Was ist, wenn eine systemrelevante Bank das Kapitalloch dann immer noch nicht stopfen kann?

Dann müsste die Bank geordnet abgewickelt werden – durch Verkauf, Abspaltung toxischer Wertanlagen oder mittels Überbrückungsbank. Dabei sollen nach den neuen EU-Regeln zuerst Aktionäre und Anleihengläubiger zum Handkuss kommen ("Bail-in"), bevor der Steuerzahler die Rechnung bezahlt. Das könnte allerdings durch die Hintertür der Fall sein, warnt die NGO-Finance-Watch. Es gibt nämlich Ausnahmen, wo immer noch der Staat einspringt – etwa wenn der Finanzsektor insgesamt in Gefahr wäre oder ein Ansturm auf die Banken drohte.

Warum gelten Banken-Stresstests als heikel?

Der Schuss kann nach hinten losgehen. So ist die Einteilung von Banken in gut und schlecht mithilfe eines einzelnen Stress-Szenarios problematisch. Zyperns Banken etwa hatten den Test 2011 bestanden und sind wenige Monate später kollabiert: Die Krise hatte sich nicht an das Drehbuch gehalten, das für Griechenland-Anleihen keine Abschläge vorsah. Aufseher betonen gerne, der aktuelle Test sei schon jetzt ein Erfolg: Seit 2013 hätten die Banken ihr Kapital vorsorglich um 200 Milliarden Euro aufgestockt.

Den rund 77.000 Beschäftigten in der heimischen Bankenbranche stehen düstere Zeiten bevor. Die unter massiven Kostendruck stehenden Institute werden in den nächsten Jahren vor allem beim Personal sparen, fürchtet die Gewerkschaft und schlägt Alarm: Laut Bankenverband dürften in den nächsten fünf bis zehn Jahren 30 bis 50 Prozent aller Bankfilialen zusperren. Vom Kahlschlag sind Tausende Stellen betroffen. Schon im Vorjahr ging die Zahl der Beschäftigten um 1500 zurück.
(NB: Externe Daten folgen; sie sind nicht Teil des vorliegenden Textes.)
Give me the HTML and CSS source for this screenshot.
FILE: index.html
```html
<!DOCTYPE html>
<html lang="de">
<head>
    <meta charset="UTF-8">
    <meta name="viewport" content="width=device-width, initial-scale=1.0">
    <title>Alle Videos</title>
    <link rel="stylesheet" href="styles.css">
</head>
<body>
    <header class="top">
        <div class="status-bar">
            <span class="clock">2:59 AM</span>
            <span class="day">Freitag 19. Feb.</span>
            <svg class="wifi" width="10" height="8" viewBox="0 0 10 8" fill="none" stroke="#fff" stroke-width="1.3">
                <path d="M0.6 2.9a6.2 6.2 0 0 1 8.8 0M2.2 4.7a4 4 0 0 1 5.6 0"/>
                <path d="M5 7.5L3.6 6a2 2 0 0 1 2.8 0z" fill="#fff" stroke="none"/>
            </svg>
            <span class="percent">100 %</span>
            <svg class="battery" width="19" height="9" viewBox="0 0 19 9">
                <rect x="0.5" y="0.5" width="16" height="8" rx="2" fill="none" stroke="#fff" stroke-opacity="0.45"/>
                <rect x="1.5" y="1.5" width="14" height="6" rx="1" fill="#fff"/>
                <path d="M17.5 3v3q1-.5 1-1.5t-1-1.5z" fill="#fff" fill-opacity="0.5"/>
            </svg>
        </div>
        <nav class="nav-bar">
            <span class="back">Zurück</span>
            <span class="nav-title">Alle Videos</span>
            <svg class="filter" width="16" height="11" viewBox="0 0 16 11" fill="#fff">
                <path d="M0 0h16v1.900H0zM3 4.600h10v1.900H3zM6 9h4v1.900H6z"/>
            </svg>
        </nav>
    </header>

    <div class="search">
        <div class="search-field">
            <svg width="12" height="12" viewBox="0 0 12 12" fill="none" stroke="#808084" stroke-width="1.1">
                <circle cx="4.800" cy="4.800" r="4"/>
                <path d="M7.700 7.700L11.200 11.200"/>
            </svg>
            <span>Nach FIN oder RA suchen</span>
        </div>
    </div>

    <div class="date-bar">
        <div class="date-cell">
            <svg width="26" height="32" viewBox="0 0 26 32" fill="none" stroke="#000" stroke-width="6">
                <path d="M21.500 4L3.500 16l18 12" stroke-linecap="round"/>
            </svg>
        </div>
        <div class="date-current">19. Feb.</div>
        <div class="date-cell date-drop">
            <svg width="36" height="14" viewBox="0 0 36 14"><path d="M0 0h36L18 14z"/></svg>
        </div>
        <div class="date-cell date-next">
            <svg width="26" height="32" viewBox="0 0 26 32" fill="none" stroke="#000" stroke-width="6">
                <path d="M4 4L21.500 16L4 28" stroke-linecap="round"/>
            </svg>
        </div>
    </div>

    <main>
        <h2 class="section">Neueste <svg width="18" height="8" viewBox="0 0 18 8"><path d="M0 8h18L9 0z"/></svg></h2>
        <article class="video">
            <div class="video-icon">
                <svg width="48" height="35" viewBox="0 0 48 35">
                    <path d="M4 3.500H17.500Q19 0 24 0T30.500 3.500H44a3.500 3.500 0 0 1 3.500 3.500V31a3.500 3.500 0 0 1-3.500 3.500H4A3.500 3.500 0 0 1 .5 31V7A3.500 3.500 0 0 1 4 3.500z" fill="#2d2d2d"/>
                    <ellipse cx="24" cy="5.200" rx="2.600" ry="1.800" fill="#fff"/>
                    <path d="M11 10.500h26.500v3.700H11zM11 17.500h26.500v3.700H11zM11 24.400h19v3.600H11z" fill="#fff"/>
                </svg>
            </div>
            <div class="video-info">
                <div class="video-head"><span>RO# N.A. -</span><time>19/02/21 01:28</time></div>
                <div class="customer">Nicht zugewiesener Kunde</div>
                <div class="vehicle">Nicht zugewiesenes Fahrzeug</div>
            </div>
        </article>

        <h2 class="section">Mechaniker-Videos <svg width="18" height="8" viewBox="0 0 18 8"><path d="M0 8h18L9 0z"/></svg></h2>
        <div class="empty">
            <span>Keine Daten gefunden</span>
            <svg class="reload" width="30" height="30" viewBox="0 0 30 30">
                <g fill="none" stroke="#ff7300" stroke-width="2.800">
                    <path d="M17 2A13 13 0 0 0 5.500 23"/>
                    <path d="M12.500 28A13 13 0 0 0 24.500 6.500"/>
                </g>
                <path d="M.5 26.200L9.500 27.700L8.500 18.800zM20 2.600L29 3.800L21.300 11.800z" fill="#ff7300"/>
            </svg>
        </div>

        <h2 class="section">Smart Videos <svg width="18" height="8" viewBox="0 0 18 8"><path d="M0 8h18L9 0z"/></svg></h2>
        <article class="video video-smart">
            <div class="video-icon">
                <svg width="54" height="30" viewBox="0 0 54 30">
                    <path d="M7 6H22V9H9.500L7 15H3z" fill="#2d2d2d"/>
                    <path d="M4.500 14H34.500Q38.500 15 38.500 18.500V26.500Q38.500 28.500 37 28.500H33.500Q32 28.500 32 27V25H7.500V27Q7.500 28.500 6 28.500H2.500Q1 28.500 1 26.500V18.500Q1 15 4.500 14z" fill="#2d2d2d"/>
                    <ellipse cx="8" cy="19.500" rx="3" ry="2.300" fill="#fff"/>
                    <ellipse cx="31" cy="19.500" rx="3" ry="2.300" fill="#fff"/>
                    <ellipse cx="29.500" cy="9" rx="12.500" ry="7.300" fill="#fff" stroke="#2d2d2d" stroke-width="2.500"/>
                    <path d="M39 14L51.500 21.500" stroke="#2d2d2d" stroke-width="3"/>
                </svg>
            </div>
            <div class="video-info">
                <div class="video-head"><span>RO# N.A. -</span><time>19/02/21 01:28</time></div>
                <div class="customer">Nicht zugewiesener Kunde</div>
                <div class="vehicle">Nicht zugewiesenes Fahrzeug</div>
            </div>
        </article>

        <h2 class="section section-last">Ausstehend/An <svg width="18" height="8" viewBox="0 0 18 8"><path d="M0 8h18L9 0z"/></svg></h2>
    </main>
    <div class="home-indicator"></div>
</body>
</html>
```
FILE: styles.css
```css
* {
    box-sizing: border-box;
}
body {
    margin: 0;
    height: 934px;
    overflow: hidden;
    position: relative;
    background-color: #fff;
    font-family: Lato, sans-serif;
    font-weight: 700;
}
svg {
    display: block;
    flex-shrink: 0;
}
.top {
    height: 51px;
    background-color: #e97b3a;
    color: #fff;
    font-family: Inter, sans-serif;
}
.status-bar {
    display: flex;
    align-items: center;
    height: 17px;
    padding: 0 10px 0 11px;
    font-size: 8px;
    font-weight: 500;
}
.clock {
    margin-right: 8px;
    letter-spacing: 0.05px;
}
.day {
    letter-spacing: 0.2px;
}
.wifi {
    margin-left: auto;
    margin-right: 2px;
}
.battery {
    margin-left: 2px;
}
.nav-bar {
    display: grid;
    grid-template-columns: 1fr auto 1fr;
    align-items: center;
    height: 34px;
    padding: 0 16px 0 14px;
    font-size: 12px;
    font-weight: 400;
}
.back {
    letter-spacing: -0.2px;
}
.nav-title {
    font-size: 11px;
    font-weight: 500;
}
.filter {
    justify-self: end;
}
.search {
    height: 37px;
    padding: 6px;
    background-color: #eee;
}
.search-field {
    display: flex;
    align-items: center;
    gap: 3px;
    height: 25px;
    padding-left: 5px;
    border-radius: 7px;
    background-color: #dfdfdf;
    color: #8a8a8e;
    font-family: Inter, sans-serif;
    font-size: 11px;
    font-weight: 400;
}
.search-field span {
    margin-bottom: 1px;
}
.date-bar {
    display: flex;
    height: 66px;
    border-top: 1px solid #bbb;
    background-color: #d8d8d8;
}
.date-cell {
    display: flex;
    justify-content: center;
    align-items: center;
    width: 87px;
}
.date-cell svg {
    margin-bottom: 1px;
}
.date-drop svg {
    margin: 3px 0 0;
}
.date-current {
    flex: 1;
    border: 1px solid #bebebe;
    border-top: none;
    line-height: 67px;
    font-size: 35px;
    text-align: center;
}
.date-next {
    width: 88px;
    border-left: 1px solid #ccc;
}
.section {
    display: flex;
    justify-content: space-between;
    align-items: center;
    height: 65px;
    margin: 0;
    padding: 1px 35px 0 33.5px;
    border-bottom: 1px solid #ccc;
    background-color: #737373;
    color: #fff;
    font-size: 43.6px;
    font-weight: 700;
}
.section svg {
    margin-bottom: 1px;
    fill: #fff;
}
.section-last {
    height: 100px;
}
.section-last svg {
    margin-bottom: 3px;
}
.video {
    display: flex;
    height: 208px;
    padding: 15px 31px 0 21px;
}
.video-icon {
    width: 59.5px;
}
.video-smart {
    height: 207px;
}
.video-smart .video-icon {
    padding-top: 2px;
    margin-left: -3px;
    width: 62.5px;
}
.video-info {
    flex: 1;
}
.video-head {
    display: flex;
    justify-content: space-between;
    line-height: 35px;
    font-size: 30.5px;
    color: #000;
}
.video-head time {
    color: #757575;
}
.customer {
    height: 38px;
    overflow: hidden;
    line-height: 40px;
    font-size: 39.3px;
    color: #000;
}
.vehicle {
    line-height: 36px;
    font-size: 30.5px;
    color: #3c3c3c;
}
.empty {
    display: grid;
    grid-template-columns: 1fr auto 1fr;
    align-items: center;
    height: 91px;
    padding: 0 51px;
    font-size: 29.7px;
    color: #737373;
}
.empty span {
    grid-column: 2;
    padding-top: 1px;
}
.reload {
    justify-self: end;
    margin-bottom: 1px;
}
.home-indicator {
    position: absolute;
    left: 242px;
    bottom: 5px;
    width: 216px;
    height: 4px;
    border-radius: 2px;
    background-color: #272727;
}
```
Zu den Filialschließungen kommen permanente Prozessoptimierungen sowie Auslagerungen ganzer Tätigkeitsbereiche an verbundene Konzern-Töchter oder externe Dienstleister. So arbeiten etwa bei der Bank Austria nach Betriebsratsangaben schon ein Drittel der Mitarbeiter nicht mehr in der Bank selbst. In der Bawag ist es jeder fünfte. "Das Outsourcing vernichtet die Jobs schleichend", sagt Wolfgang Pischinger, oberster Bankengewerkschafter in der GPA-djp. In zwei Drittel aller Fälle gebe es ferner die Absicht, auf einen billigeren Kollektivvertrag (KV) zu wechseln. Die Arbeiterkammer Wien nahm 25 Outsourcing-Projekte heimischer Großbanken unter die Lupe und stellte fest, dass rund 800 der ausgelagerten 2600 Arbeitsplätze für immer verloren gehen dürften – die Hälfte davon ins Ausland.

"Die Verlagerungen betreffen immer mehr das Kerngeschäft von Banken", analysiert AK-Betriebswirt Heinz Leitsmüller. "Früher waren es die Kantine oder der Fuhrpark, jetzt ist es die Kreditabwicklung oder das Risikomanagement." Wenn aber Kundendaten im Ausland landen, werfe dies vermehrt datenschutzrechtliche Fragen auf.

Branchenstiftung

Um den erwartbaren Stellenabbau abzufedern, fordert die Gewerkschaft arbeitsmarktpolitische Maßnahmen wie die Einrichtung einer Branchenstiftung. Dort könnten arbeitslose Bankmitarbeiter für andere Berufe umgeschult werden. Um eine weitere KV-Flucht zu verhindern, sollte der Banken-KV auf banknahe Dienstleistungen ausgeweitet werden.

Auch Deutschlands Banken stehen vor radikalen Personalkürzungen, prophezeit eine Studie von Bain & Company. Die Managementberatung hält auf Zehn-Jahres-Sicht die Schließung von weiteren 11.000 Filialen und den Abbau von einem Fünftel der 630.000 Arbeitsplätze in der Branche für nötig. Viele Banken hätten ein überholtes Geschäftsmodell und seien zudem renditenschwach. Nach Einschätzung der Experten dürften sich langfristig im Bankwesen nur drei Geschäftsmodelle durchsetzen: Global Player wie die Deutschen Bank, stark regionalisierten Institute wie die Sparkassen sowie spezialisierte Häuser wie reine Vermögensverwaltungen.